>> Start
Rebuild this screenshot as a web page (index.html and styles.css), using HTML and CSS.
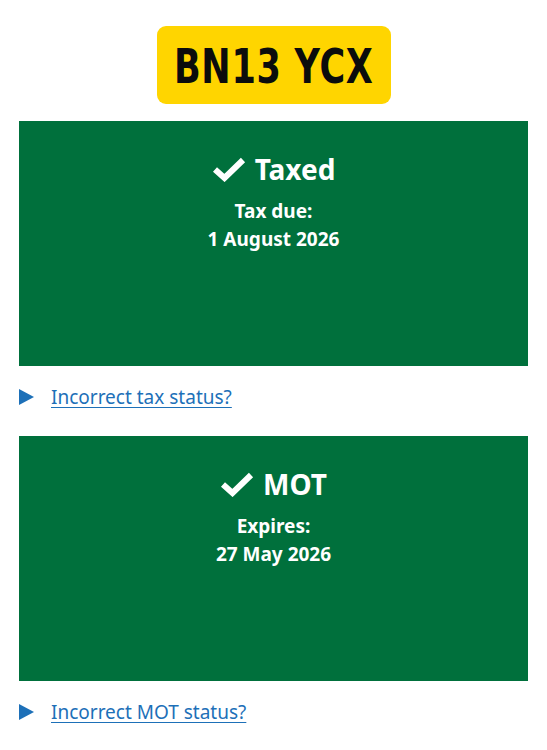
FILE: index.html
```html
<!DOCTYPE html>
<html lang="en">
<head>
<meta charset="utf-8">
<title>Vehicle status</title>
<link rel="stylesheet" href="styles.css">
</head>
<body>
<main class="page">
  <div class="plate-wrap">
    <div class="plate"><span class="plate-text">BN13 YCX</span></div>
  </div>

  <section class="panel">
    <h2 class="panel-title">
      <svg class="tick" viewBox="0 0 34 25" aria-hidden="true"><path d="M3 12.5 L12.5 21 L31 3" fill="none" stroke="#fff" stroke-width="6" stroke-linejoin="miter"/></svg>
      <span>Taxed</span>
    </h2>
    <p class="panel-body">Tax due:<br>1 August 2026</p>
  </section>

  <div class="details">
    <span class="arrow"></span>
    <a class="link" href="#">Incorrect tax status?</a>
  </div>

  <section class="panel">
    <h2 class="panel-title">
      <svg class="tick" viewBox="0 0 34 25" aria-hidden="true"><path d="M3 12.5 L12.5 21 L31 3" fill="none" stroke="#fff" stroke-width="6" stroke-linejoin="miter"/></svg>
      <span>MOT</span>
    </h2>
    <p class="panel-body">Expires:<br>27 May 2026</p>
  </section>

  <div class="details">
    <span class="arrow"></span>
    <a class="link" href="#">Incorrect MOT status?</a>
  </div>
</main>
</body>
</html>
```
FILE: styles.css
```css
html, body {
  margin: 0;
  padding: 0;
  background: #fff;
}
body {
  font-family: "Noto Sans", Arial, sans-serif;
  color: #0b0c0c;
}
.page {
  padding: 26px 19px 0;
}
.plate-wrap {
  display: flex;
  justify-content: center;
  margin-bottom: 17px;
}
.plate {
  width: 234px;
  height: 78px;
  background: #ffd500;
  border-radius: 9px;
  display: flex;
  align-items: center;
  justify-content: center;
  font-family: "DejaVu Sans", sans-serif;
  font-weight: bold;
  font-size: 48px;
  line-height: 1;
  color: #0b0c0c;
  white-space: nowrap;
}
.plate-text {
  display: inline-block;
  transform: scaleX(0.73);
  letter-spacing: 1px;
  padding-top: 2px;
}
.panel {
  background: #00703c;
  color: #fff;
  height: 245px;
  box-sizing: border-box;
  padding-top: 30px;
  text-align: center;
}
.panel-title {
  margin: 0;
  display: flex;
  justify-content: center;
  align-items: center;
  gap: 9px;
  font-size: 28px;
  line-height: 36px;
  font-weight: 700;
}
.tick {
  width: 34px;
  height: 25px;
}
.panel-body {
  margin: 10px 0 0;
  font-size: 19px;
  line-height: 28px;
  font-weight: 700;
}
.details {
  display: flex;
  align-items: center;
  gap: 17px;
  height: 62px;
  margin-bottom: 8px;
}
.arrow {
  width: 0;
  height: 0;
  border-style: solid;
  border-width: 8.5px 0 8.5px 15px;
  border-color: transparent transparent transparent #1d70b8;
}
.link {
  color: #1d70b8;
  font-size: 19px;
  text-decoration: underline;
  text-underline-offset: 3px;
  text-decoration-thickness: 1px;
}
```
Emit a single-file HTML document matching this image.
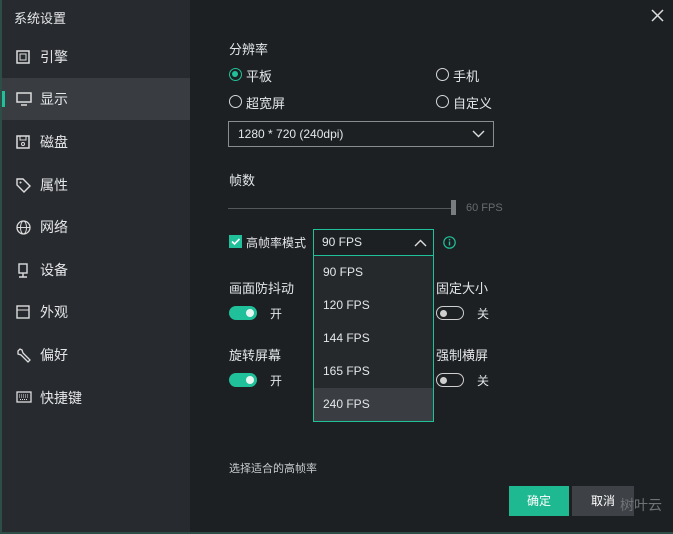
<!DOCTYPE html>
<html><head><meta charset="utf-8"><style>
*{margin:0;padding:0;box-sizing:border-box}
body{width:673px;height:534px;overflow:hidden;background:#1d2023;font-family:"Liberation Sans","Noto Sans CJK SC",sans-serif;color:#e4e6e8;font-size:13px;position:relative}
.side{position:absolute;left:0;top:0;width:190px;height:534px;background:#272a2e;border-left:2px solid #2e4d47}
.t{position:absolute}
.item{position:absolute;left:0;width:188px;height:42px;line-height:42px;padding-left:38px;font-size:14px}
.item svg{position:absolute;left:14px;top:14px}
.act{background:#393c40}
.act:before{content:"";position:absolute;left:0;top:13px;width:3px;height:16px;background:#20c19a}
.radio{position:absolute;width:13px;height:13px;border:1.5px solid #d8d8d8;border-radius:50%}
.radio.on{border-color:#20c19a}
.radio.on:after{content:"";position:absolute;left:2px;top:2px;width:6px;height:6px;border-radius:50%;background:#20c19a}
.tg{position:absolute;width:28px;height:14px;border-radius:7px}
.tg.on{background:#20c19a}
.tg.on:after{content:"";position:absolute;right:3px;top:3px;width:8px;height:8px;border-radius:50%;background:#e8f5f1}
.tg.off{border:1.5px solid #cfcfcf}
.tg.off:after{content:"";position:absolute;left:3px;top:2.5px;width:7px;height:7px;border-radius:50%;background:#cfcfcf}
.opt{position:absolute;left:0;width:119px;height:33px;line-height:33px;padding-left:9px;font-size:12px}
</style></head><body>
<div class="side">
<div class="t" style="left:12px;top:8px;font-size:13px">系统设置</div>
<div class="item" style="top:36px"><svg width="14" height="14"><rect x="1" y="1" width="12" height="12" fill="none" stroke="#ddd" stroke-width="1.5"/><rect x="4" y="4" width="6" height="6" fill="none" stroke="#ddd"/></svg>引擎</div>
<div class="item act" style="top:78px"><svg width="16" height="14"><rect x="1" y="1" width="14" height="9" fill="none" stroke="#ddd" stroke-width="1.5"/><path d="M5 13h6" stroke="#ddd" stroke-width="1.5"/></svg>显示</div>
<div class="item" style="top:121px"><svg width="14" height="14"><rect x="1" y="1" width="12" height="12" fill="none" stroke="#ddd" stroke-width="1.5"/><path d="M4 1v4h6V1" fill="none" stroke="#ddd"/><circle cx="7" cy="9" r="1.5" fill="none" stroke="#ddd"/></svg>磁盘</div>
<div class="item" style="top:164px"><svg width="15" height="15"><path d="M1 1h6l7 7-6 6-7-7z" fill="none" stroke="#ddd" stroke-width="1.4"/><circle cx="4.5" cy="4.5" r="1" fill="#ddd"/></svg>属性</div>
<div class="item" style="top:206px"><svg width="15" height="15"><circle cx="7.5" cy="7.5" r="6.5" fill="none" stroke="#ddd" stroke-width="1.3"/><ellipse cx="7.5" cy="7.5" rx="3" ry="6.5" fill="none" stroke="#ddd"/><path d="M1 7.5h13" stroke="#ddd"/></svg>网络</div>
<div class="item" style="top:249px"><svg width="14" height="15"><rect x="3" y="1" width="8" height="9" fill="none" stroke="#ddd" stroke-width="1.4"/><path d="M7 10v4M3 14h8" stroke="#ddd" stroke-width="1.4"/></svg>设备</div>
<div class="item" style="top:291px"><svg width="14" height="14"><rect x="1" y="1" width="12" height="12" fill="none" stroke="#ddd" stroke-width="1.4"/><path d="M1 5h12" stroke="#ddd"/></svg>外观</div>
<div class="item" style="top:334px"><svg width="15" height="15"><path d="M2 3l2-2 2 1 1 3 7 7-2 2-7-7-3-1z" fill="none" stroke="#ddd" stroke-width="1.3"/></svg>偏好</div>
<div class="item" style="top:377px"><svg width="16" height="12"><rect x="1" y="1" width="14" height="10" fill="none" stroke="#ddd" stroke-width="1.3"/><path d="M3 4h10M3 6h10M4 8.5h8" stroke="#ddd" stroke-dasharray="1 1"/></svg>快捷键</div>
</div>
<svg class="t" style="left:651px;top:9px" width="13" height="13"><path d="M1 1l11 11M12 1L1 12" stroke="#ddd" stroke-width="1.5"/></svg>
<div class="t" style="left:229px;top:39px">分辨率</div>
<div class="radio on" style="left:229px;top:68px"></div><div class="t" style="left:246px;top:66px">平板</div>
<div class="radio" style="left:436px;top:68px"></div><div class="t" style="left:453px;top:66px">手机</div>
<div class="radio" style="left:229px;top:95px"></div><div class="t" style="left:246px;top:93px">超宽屏</div>
<div class="radio" style="left:436px;top:95px"></div><div class="t" style="left:453px;top:93px">自定义</div>
<div class="t" style="left:228px;top:121px;width:266px;height:26px;border:1px solid #8a8d90;font-size:12px;line-height:24px;padding-left:9px">1280 * 720 (240dpi)<svg style="position:absolute;right:8px;top:8px" width="13" height="8"><path d="M1 1l5.5 5.5L12 1" fill="none" stroke="#ddd" stroke-width="1.4"/></svg></div>
<div class="t" style="left:229px;top:170px">帧数</div>
<div class="t" style="left:228px;top:208px;width:225px;height:1px;background:#55585b"></div>
<div class="t" style="left:451px;top:200px;width:5px;height:15px;background:#7a7d80"></div>
<div class="t" style="left:466px;top:202px;font-size:11px;color:#686b6e">60 FPS</div>
<div class="t" style="left:229px;top:235px;width:13px;height:13px;background:#20c19a"><svg width="13" height="13" style="position:absolute"><path d="M3 6.5l2.5 2.5 5-5" fill="none" stroke="#fff" stroke-width="1.6"/></svg></div>
<div class="t" style="left:246px;top:234px;font-size:12px">高帧率模式</div>
<div class="t" style="left:313px;top:229px;width:121px;height:27px;border:1px solid #20c19a;font-size:12px;line-height:25px;padding-left:8px">90 FPS<svg style="position:absolute;right:6px;top:9px" width="13" height="8"><path d="M1 7l5.5-5.5L12 7" fill="none" stroke="#ddd" stroke-width="1.4"/></svg></div>
<svg class="t" style="left:443px;top:236px" width="13" height="13"><circle cx="6.5" cy="6.5" r="5.7" fill="none" stroke="#20c19a" stroke-width="1.2"/><path d="M6.5 5.5v4" stroke="#20c19a" stroke-width="1.4"/><circle cx="6.5" cy="3.7" r=".8" fill="#20c19a"/></svg>
<div class="t" style="left:229px;top:278px">画面防抖动</div>
<div class="tg on" style="left:229px;top:306px"></div><div class="t" style="left:270px;top:305px;font-size:12px">开</div>
<div class="t" style="left:229px;top:345px">旋转屏幕</div>
<div class="tg on" style="left:229px;top:373px"></div><div class="t" style="left:270px;top:372px;font-size:12px">开</div>
<div class="t" style="left:436px;top:278px">固定大小</div>
<div class="tg off" style="left:436px;top:306px"></div><div class="t" style="left:477px;top:305px;font-size:12px">关</div>
<div class="t" style="left:436px;top:345px">强制横屏</div>
<div class="tg off" style="left:436px;top:373px"></div><div class="t" style="left:477px;top:372px;font-size:12px">关</div>
<div class="t" style="left:313px;top:255px;width:121px;height:167px;background:#26292c;border:1px solid #20c19a">
<div class="opt" style="top:0">90 FPS</div>
<div class="opt" style="top:33px">120 FPS</div>
<div class="opt" style="top:66px">144 FPS</div>
<div class="opt" style="top:99px">165 FPS</div>
<div class="opt" style="top:132px;background:#3a3d41">240 FPS</div>
</div>
<div class="t" style="left:229px;top:460px;font-size:11px;color:#c8cacc">选择适合的高帧率</div>
<div class="t" style="left:509px;top:486px;width:60px;height:30px;background:#1fb991;font-size:12px;line-height:30px;text-align:center;color:#fff">确定</div>
<div class="t" style="left:572px;top:486px;width:62px;height:30px;background:#3e4246;font-size:12px;line-height:30px;text-align:center;color:#fff">取消</div>
<div class="t" style="left:620px;top:495px;font-size:14px;color:#6f7377">树叶云</div>
<div class="t" style="left:0;top:532px;width:673px;height:2px;background:#2e4d47"></div>
</body></html>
>> End
Your instructions
Say how many lines in the listing above include "page". Give nothing but the number.

Output for this task
3